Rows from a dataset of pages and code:
------------------------------------------------

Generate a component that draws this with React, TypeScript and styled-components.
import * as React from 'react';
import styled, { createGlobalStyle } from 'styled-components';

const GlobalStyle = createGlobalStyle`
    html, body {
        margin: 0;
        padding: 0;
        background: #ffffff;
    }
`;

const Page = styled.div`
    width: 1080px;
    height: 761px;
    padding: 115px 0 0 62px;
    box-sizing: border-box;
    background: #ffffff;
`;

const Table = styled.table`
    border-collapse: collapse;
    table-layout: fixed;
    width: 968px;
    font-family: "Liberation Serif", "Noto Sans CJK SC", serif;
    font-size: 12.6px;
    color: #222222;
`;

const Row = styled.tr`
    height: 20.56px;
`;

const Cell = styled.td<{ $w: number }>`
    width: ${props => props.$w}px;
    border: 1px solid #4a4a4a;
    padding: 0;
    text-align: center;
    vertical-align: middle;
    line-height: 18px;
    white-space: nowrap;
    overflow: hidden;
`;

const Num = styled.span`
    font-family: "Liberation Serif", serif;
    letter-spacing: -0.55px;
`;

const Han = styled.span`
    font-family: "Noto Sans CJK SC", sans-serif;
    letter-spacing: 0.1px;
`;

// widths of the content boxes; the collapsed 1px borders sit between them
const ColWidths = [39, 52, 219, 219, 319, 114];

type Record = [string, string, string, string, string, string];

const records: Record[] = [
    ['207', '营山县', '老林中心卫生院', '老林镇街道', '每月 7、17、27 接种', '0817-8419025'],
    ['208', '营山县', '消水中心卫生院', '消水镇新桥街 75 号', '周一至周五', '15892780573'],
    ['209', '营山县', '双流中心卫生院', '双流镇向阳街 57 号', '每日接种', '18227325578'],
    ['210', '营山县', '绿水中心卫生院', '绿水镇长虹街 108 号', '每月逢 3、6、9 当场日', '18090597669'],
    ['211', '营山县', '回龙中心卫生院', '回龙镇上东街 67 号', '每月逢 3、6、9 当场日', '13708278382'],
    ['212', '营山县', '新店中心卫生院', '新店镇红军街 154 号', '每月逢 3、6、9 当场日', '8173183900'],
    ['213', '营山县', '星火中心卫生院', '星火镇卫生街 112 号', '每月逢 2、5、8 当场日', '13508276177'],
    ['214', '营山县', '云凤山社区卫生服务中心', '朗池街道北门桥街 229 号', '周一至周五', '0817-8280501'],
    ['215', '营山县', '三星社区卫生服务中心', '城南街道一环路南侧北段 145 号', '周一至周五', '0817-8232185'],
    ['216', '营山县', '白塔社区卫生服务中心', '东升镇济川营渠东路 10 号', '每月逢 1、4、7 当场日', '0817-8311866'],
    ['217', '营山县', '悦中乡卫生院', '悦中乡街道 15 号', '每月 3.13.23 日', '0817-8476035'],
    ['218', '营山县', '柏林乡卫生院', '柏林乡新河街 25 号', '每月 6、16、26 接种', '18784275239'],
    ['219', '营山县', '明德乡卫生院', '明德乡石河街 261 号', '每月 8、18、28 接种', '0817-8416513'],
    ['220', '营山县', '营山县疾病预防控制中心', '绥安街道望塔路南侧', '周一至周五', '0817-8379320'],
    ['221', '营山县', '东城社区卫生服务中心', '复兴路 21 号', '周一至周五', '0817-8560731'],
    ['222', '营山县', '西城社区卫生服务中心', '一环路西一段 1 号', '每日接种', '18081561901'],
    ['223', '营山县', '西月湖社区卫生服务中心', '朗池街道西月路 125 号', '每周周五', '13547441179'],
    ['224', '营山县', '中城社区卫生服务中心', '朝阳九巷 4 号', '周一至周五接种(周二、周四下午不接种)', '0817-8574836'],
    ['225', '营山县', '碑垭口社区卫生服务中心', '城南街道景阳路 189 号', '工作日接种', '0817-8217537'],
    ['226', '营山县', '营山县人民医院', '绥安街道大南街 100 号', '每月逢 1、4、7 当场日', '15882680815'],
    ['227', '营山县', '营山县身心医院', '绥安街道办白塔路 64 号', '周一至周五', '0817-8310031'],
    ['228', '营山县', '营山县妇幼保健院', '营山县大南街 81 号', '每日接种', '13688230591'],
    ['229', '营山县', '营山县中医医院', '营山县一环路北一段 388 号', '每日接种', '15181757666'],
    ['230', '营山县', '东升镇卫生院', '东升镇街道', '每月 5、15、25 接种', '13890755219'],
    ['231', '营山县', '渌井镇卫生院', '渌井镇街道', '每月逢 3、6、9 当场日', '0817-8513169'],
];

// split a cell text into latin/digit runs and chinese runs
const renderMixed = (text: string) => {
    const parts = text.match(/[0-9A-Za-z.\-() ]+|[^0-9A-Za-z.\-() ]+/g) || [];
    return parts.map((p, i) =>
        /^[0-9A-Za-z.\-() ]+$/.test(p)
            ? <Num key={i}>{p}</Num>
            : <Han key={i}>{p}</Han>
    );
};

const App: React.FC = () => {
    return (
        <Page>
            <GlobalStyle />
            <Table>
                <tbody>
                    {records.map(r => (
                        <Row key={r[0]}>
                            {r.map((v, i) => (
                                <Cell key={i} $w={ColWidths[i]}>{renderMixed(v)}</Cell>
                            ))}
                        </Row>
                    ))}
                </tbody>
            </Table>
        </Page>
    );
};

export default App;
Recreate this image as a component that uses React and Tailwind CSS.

------------------------------------------------

- [PROBLEM TO WORK ON]
Your task is to retype all the records above with nothing left out.

- [TASK ANSWER]
Generate a component that draws this with React, TypeScript and styled-components.
import * as React from 'react';
import styled, { createGlobalStyle } from 'styled-components';

const GlobalStyle = createGlobalStyle`
    html, body {
        margin: 0;
        padding: 0;
        background: #ffffff;
    }
`;

const Page = styled.div`
    width: 1080px;
    height: 761px;
    padding: 115px 0 0 62px;
    box-sizing: border-box;
    background: #ffffff;
`;

const Table = styled.table`
    border-collapse: collapse;
    table-layout: fixed;
    width: 968px;
    font-family: "Liberation Serif", "Noto Sans CJK SC", serif;
    font-size: 12.6px;
    color: #222222;
`;

const Row = styled.tr`
    height: 20.56px;
`;

const Cell = styled.td<{ $w: number }>`
    width: ${props => props.$w}px;
    border: 1px solid #4a4a4a;
    padding: 0;
    text-align: center;
    vertical-align: middle;
    line-height: 18px;
    white-space: nowrap;
    overflow: hidden;
`;

const Num = styled.span`
    font-family: "Liberation Serif", serif;
    letter-spacing: -0.55px;
`;

const Han = styled.span`
    font-family: "Noto Sans CJK SC", sans-serif;
    letter-spacing: 0.1px;
`;

// widths of the content boxes; the collapsed 1px borders sit between them
const ColWidths = [39, 52, 219, 219, 319, 114];

type Record = [string, string, string, string, string, string];

const records: Record[] = [
    ['207', '营山县', '老林中心卫生院', '老林镇街道', '每月 7、17、27 接种', '0817-8419025'],
    ['208', '营山县', '消水中心卫生院', '消水镇新桥街 75 号', '周一至周五', '15892780573'],
    ['209', '营山县', '双流中心卫生院', '双流镇向阳街 57 号', '每日接种', '18227325578'],
    ['210', '营山县', '绿水中心卫生院', '绿水镇长虹街 108 号', '每月逢 3、6、9 当场日', '18090597669'],
    ['211', '营山县', '回龙中心卫生院', '回龙镇上东街 67 号', '每月逢 3、6、9 当场日', '13708278382'],
    ['212', '营山县', '新店中心卫生院', '新店镇红军街 154 号', '每月逢 3、6、9 当场日', '8173183900'],
    ['213', '营山县', '星火中心卫生院', '星火镇卫生街 112 号', '每月逢 2、5、8 当场日', '13508276177'],
    ['214', '营山县', '云凤山社区卫生服务中心', '朗池街道北门桥街 229 号', '周一至周五', '0817-8280501'],
    ['215', '营山县', '三星社区卫生服务中心', '城南街道一环路南侧北段 145 号', '周一至周五', '0817-8232185'],
    ['216', '营山县', '白塔社区卫生服务中心', '东升镇济川营渠东路 10 号', '每月逢 1、4、7 当场日', '0817-8311866'],
    ['217', '营山县', '悦中乡卫生院', '悦中乡街道 15 号', '每月 3.13.23 日', '0817-8476035'],
    ['218', '营山县', '柏林乡卫生院', '柏林乡新河街 25 号', '每月 6、16、26 接种', '18784275239'],
    ['219', '营山县', '明德乡卫生院', '明德乡石河街 261 号', '每月 8、18、28 接种', '0817-8416513'],
    ['220', '营山县', '营山县疾病预防控制中心', '绥安街道望塔路南侧', '周一至周五', '0817-8379320'],
    ['221', '营山县', '东城社区卫生服务中心', '复兴路 21 号', '周一至周五', '0817-8560731'],
    ['222', '营山县', '西城社区卫生服务中心', '一环路西一段 1 号', '每日接种', '18081561901'],
    ['223', '营山县', '西月湖社区卫生服务中心', '朗池街道西月路 125 号', '每周周五', '13547441179'],
    ['224', '营山县', '中城社区卫生服务中心', '朝阳九巷 4 号', '周一至周五接种(周二、周四下午不接种)', '0817-8574836'],
    ['225', '营山县', '碑垭口社区卫生服务中心', '城南街道景阳路 189 号', '工作日接种', '0817-8217537'],
    ['226', '营山县', '营山县人民医院', '绥安街道大南街 100 号', '每月逢 1、4、7 当场日', '15882680815'],
    ['227', '营山县', '营山县身心医院', '绥安街道办白塔路 64 号', '周一至周五', '0817-8310031'],
    ['228', '营山县', '营山县妇幼保健院', '营山县大南街 81 号', '每日接种', '13688230591'],
    ['229', '营山县', '营山县中医医院', '营山县一环路北一段 388 号', '每日接种', '15181757666'],
    ['230', '营山县', '东升镇卫生院', '东升镇街道', '每月 5、15、25 接种', '13890755219'],
    ['231', '营山县', '渌井镇卫生院', '渌井镇街道', '每月逢 3、6、9 当场日', '0817-8513169'],
];

// split a cell text into latin/digit runs and chinese runs
const renderMixed = (text: string) => {
    const parts = text.match(/[0-9A-Za-z.\-() ]+|[^0-9A-Za-z.\-() ]+/g) || [];
    return parts.map((p, i) =>
        /^[0-9A-Za-z.\-() ]+$/.test(p)
            ? <Num key={i}>{p}</Num>
            : <Han key={i}>{p}</Han>
    );
};

const App: React.FC = () => {
    return (
        <Page>
            <GlobalStyle />
            <Table>
                <tbody>
                    {records.map(r => (
                        <Row key={r[0]}>
                            {r.map((v, i) => (
                                <Cell key={i} $w={ColWidths[i]}>{renderMixed(v)}</Cell>
                            ))}
                        </Row>
                    ))}
                </tbody>
            </Table>
        </Page>
    );
};

export default App;
Recreate this image as a component that uses React and Tailwind CSS.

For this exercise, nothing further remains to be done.